▸ **DIRECTION**: Repeat the entire listing exactly.

▸ **COLLECTED MATERIAL**:
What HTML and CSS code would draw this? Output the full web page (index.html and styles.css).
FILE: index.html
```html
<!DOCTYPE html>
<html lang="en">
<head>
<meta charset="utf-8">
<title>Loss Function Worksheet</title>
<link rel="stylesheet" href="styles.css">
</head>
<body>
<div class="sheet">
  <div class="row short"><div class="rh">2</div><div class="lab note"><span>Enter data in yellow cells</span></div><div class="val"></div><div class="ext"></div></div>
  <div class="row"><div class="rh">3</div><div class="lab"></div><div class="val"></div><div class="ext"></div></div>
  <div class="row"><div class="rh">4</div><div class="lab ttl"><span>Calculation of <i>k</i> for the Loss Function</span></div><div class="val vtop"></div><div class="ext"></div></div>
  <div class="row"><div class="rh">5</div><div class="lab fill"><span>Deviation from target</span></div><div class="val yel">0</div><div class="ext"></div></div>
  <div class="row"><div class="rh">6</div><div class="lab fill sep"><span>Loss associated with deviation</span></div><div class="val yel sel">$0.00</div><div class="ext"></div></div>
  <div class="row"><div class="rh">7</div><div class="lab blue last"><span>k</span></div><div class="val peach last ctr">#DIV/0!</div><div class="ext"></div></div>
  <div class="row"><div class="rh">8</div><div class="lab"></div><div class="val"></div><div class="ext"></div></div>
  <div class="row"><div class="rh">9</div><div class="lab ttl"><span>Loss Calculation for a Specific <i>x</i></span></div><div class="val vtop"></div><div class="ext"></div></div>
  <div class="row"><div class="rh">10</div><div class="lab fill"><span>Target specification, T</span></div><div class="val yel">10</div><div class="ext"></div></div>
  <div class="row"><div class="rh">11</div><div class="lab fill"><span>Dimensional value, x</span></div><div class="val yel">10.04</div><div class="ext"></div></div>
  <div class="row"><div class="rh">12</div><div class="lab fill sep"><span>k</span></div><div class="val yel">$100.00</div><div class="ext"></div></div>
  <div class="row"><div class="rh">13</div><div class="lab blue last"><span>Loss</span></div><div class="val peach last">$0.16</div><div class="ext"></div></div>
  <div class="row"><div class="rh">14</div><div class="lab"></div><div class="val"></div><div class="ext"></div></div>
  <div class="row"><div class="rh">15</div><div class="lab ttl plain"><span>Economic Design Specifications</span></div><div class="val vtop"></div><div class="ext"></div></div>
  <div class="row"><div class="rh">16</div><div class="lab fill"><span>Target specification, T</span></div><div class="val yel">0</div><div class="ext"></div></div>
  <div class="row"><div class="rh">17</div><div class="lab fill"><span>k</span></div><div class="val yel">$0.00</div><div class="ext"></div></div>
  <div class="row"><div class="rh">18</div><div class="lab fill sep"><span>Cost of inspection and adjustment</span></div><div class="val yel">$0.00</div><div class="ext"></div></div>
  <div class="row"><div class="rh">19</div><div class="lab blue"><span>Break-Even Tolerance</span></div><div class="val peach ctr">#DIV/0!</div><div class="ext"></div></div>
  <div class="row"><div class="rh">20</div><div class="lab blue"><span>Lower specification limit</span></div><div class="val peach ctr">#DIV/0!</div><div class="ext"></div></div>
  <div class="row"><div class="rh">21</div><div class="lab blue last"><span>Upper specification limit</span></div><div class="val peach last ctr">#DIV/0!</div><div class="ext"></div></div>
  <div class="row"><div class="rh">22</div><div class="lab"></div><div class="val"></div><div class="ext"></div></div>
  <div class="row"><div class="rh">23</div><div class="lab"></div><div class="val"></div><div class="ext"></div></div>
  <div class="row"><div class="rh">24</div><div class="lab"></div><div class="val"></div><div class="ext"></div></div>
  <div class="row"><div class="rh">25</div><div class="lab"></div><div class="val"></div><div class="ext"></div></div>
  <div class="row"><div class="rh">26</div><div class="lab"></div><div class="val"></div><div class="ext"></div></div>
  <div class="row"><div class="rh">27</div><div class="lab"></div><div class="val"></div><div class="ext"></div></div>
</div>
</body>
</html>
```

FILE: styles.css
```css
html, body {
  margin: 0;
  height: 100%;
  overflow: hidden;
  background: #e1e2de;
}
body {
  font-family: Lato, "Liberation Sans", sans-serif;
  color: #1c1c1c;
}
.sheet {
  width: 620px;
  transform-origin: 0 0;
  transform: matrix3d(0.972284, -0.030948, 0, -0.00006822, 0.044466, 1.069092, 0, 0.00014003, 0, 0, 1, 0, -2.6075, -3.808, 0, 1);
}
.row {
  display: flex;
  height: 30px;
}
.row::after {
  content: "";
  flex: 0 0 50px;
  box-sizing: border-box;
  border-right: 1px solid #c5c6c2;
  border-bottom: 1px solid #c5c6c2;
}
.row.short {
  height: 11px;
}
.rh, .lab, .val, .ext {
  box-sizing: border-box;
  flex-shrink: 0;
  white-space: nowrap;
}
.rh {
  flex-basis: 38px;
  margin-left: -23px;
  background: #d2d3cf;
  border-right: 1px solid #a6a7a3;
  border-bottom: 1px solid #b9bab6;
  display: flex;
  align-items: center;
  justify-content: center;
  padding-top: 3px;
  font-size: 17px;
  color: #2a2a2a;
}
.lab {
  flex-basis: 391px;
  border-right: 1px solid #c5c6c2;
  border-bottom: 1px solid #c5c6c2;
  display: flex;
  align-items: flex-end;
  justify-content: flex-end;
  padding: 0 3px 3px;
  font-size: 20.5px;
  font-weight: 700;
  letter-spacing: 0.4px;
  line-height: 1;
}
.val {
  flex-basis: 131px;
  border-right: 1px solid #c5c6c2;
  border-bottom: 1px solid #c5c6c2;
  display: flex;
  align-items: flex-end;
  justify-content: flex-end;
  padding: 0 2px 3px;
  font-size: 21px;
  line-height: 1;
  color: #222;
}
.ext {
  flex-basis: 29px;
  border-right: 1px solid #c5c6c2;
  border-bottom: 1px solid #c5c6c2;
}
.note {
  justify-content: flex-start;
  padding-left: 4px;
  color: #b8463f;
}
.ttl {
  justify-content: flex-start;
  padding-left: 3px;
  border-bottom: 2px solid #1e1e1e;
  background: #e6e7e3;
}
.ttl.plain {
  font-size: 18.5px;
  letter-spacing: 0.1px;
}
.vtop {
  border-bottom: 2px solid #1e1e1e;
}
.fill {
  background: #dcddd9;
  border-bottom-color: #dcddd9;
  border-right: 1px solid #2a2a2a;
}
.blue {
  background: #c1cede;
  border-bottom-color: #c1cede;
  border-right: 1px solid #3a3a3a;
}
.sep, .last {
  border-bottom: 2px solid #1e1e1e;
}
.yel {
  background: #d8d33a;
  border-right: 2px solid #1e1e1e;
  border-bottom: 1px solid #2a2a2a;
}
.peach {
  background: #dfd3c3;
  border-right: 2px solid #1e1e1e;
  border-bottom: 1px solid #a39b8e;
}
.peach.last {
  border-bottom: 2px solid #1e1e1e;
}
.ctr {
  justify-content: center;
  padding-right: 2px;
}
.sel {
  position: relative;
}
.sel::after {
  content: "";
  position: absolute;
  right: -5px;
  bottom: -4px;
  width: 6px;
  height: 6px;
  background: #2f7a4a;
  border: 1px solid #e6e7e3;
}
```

▸ **PROBLEM SOLUTION**:
What HTML and CSS code would draw this? Output the full web page (index.html and styles.css).
FILE: index.html
```html
<!DOCTYPE html>
<html lang="en">
<head>
<meta charset="utf-8">
<title>Loss Function Worksheet</title>
<link rel="stylesheet" href="styles.css">
</head>
<body>
<div class="sheet">
  <div class="row short"><div class="rh">2</div><div class="lab note"><span>Enter data in yellow cells</span></div><div class="val"></div><div class="ext"></div></div>
  <div class="row"><div class="rh">3</div><div class="lab"></div><div class="val"></div><div class="ext"></div></div>
  <div class="row"><div class="rh">4</div><div class="lab ttl"><span>Calculation of <i>k</i> for the Loss Function</span></div><div class="val vtop"></div><div class="ext"></div></div>
  <div class="row"><div class="rh">5</div><div class="lab fill"><span>Deviation from target</span></div><div class="val yel">0</div><div class="ext"></div></div>
  <div class="row"><div class="rh">6</div><div class="lab fill sep"><span>Loss associated with deviation</span></div><div class="val yel sel">$0.00</div><div class="ext"></div></div>
  <div class="row"><div class="rh">7</div><div class="lab blue last"><span>k</span></div><div class="val peach last ctr">#DIV/0!</div><div class="ext"></div></div>
  <div class="row"><div class="rh">8</div><div class="lab"></div><div class="val"></div><div class="ext"></div></div>
  <div class="row"><div class="rh">9</div><div class="lab ttl"><span>Loss Calculation for a Specific <i>x</i></span></div><div class="val vtop"></div><div class="ext"></div></div>
  <div class="row"><div class="rh">10</div><div class="lab fill"><span>Target specification, T</span></div><div class="val yel">10</div><div class="ext"></div></div>
  <div class="row"><div class="rh">11</div><div class="lab fill"><span>Dimensional value, x</span></div><div class="val yel">10.04</div><div class="ext"></div></div>
  <div class="row"><div class="rh">12</div><div class="lab fill sep"><span>k</span></div><div class="val yel">$100.00</div><div class="ext"></div></div>
  <div class="row"><div class="rh">13</div><div class="lab blue last"><span>Loss</span></div><div class="val peach last">$0.16</div><div class="ext"></div></div>
  <div class="row"><div class="rh">14</div><div class="lab"></div><div class="val"></div><div class="ext"></div></div>
  <div class="row"><div class="rh">15</div><div class="lab ttl plain"><span>Economic Design Specifications</span></div><div class="val vtop"></div><div class="ext"></div></div>
  <div class="row"><div class="rh">16</div><div class="lab fill"><span>Target specification, T</span></div><div class="val yel">0</div><div class="ext"></div></div>
  <div class="row"><div class="rh">17</div><div class="lab fill"><span>k</span></div><div class="val yel">$0.00</div><div class="ext"></div></div>
  <div class="row"><div class="rh">18</div><div class="lab fill sep"><span>Cost of inspection and adjustment</span></div><div class="val yel">$0.00</div><div class="ext"></div></div>
  <div class="row"><div class="rh">19</div><div class="lab blue"><span>Break-Even Tolerance</span></div><div class="val peach ctr">#DIV/0!</div><div class="ext"></div></div>
  <div class="row"><div class="rh">20</div><div class="lab blue"><span>Lower specification limit</span></div><div class="val peach ctr">#DIV/0!</div><div class="ext"></div></div>
  <div class="row"><div class="rh">21</div><div class="lab blue last"><span>Upper specification limit</span></div><div class="val peach last ctr">#DIV/0!</div><div class="ext"></div></div>
  <div class="row"><div class="rh">22</div><div class="lab"></div><div class="val"></div><div class="ext"></div></div>
  <div class="row"><div class="rh">23</div><div class="lab"></div><div class="val"></div><div class="ext"></div></div>
  <div class="row"><div class="rh">24</div><div class="lab"></div><div class="val"></div><div class="ext"></div></div>
  <div class="row"><div class="rh">25</div><div class="lab"></div><div class="val"></div><div class="ext"></div></div>
  <div class="row"><div class="rh">26</div><div class="lab"></div><div class="val"></div><div class="ext"></div></div>
  <div class="row"><div class="rh">27</div><div class="lab"></div><div class="val"></div><div class="ext"></div></div>
</div>
</body>
</html>
```

FILE: styles.css
```css
html, body {
  margin: 0;
  height: 100%;
  overflow: hidden;
  background: #e1e2de;
}
body {
  font-family: Lato, "Liberation Sans", sans-serif;
  color: #1c1c1c;
}
.sheet {
  width: 620px;
  transform-origin: 0 0;
  transform: matrix3d(0.972284, -0.030948, 0, -0.00006822, 0.044466, 1.069092, 0, 0.00014003, 0, 0, 1, 0, -2.6075, -3.808, 0, 1);
}
.row {
  display: flex;
  height: 30px;
}
.row::after {
  content: "";
  flex: 0 0 50px;
  box-sizing: border-box;
  border-right: 1px solid #c5c6c2;
  border-bottom: 1px solid #c5c6c2;
}
.row.short {
  height: 11px;
}
.rh, .lab, .val, .ext {
  box-sizing: border-box;
  flex-shrink: 0;
  white-space: nowrap;
}
.rh {
  flex-basis: 38px;
  margin-left: -23px;
  background: #d2d3cf;
  border-right: 1px solid #a6a7a3;
  border-bottom: 1px solid #b9bab6;
  display: flex;
  align-items: center;
  justify-content: center;
  padding-top: 3px;
  font-size: 17px;
  color: #2a2a2a;
}
.lab {
  flex-basis: 391px;
  border-right: 1px solid #c5c6c2;
  border-bottom: 1px solid #c5c6c2;
  display: flex;
  align-items: flex-end;
  justify-content: flex-end;
  padding: 0 3px 3px;
  font-size: 20.5px;
  font-weight: 700;
  letter-spacing: 0.4px;
  line-height: 1;
}
.val {
  flex-basis: 131px;
  border-right: 1px solid #c5c6c2;
  border-bottom: 1px solid #c5c6c2;
  display: flex;
  align-items: flex-end;
  justify-content: flex-end;
  padding: 0 2px 3px;
  font-size: 21px;
  line-height: 1;
  color: #222;
}
.ext {
  flex-basis: 29px;
  border-right: 1px solid #c5c6c2;
  border-bottom: 1px solid #c5c6c2;
}
.note {
  justify-content: flex-start;
  padding-left: 4px;
  color: #b8463f;
}
.ttl {
  justify-content: flex-start;
  padding-left: 3px;
  border-bottom: 2px solid #1e1e1e;
  background: #e6e7e3;
}
.ttl.plain {
  font-size: 18.5px;
  letter-spacing: 0.1px;
}
.vtop {
  border-bottom: 2px solid #1e1e1e;
}
.fill {
  background: #dcddd9;
  border-bottom-color: #dcddd9;
  border-right: 1px solid #2a2a2a;
}
.blue {
  background: #c1cede;
  border-bottom-color: #c1cede;
  border-right: 1px solid #3a3a3a;
}
.sep, .last {
  border-bottom: 2px solid #1e1e1e;
}
.yel {
  background: #d8d33a;
  border-right: 2px solid #1e1e1e;
  border-bottom: 1px solid #2a2a2a;
}
.peach {
  background: #dfd3c3;
  border-right: 2px solid #1e1e1e;
  border-bottom: 1px solid #a39b8e;
}
.peach.last {
  border-bottom: 2px solid #1e1e1e;
}
.ctr {
  justify-content: center;
  padding-right: 2px;
}
.sel {
  position: relative;
}
.sel::after {
  content: "";
  position: absolute;
  right: -5px;
  bottom: -4px;
  width: 6px;
  height: 6px;
  background: #2f7a4a;
  border: 1px solid #e6e7e3;
}
```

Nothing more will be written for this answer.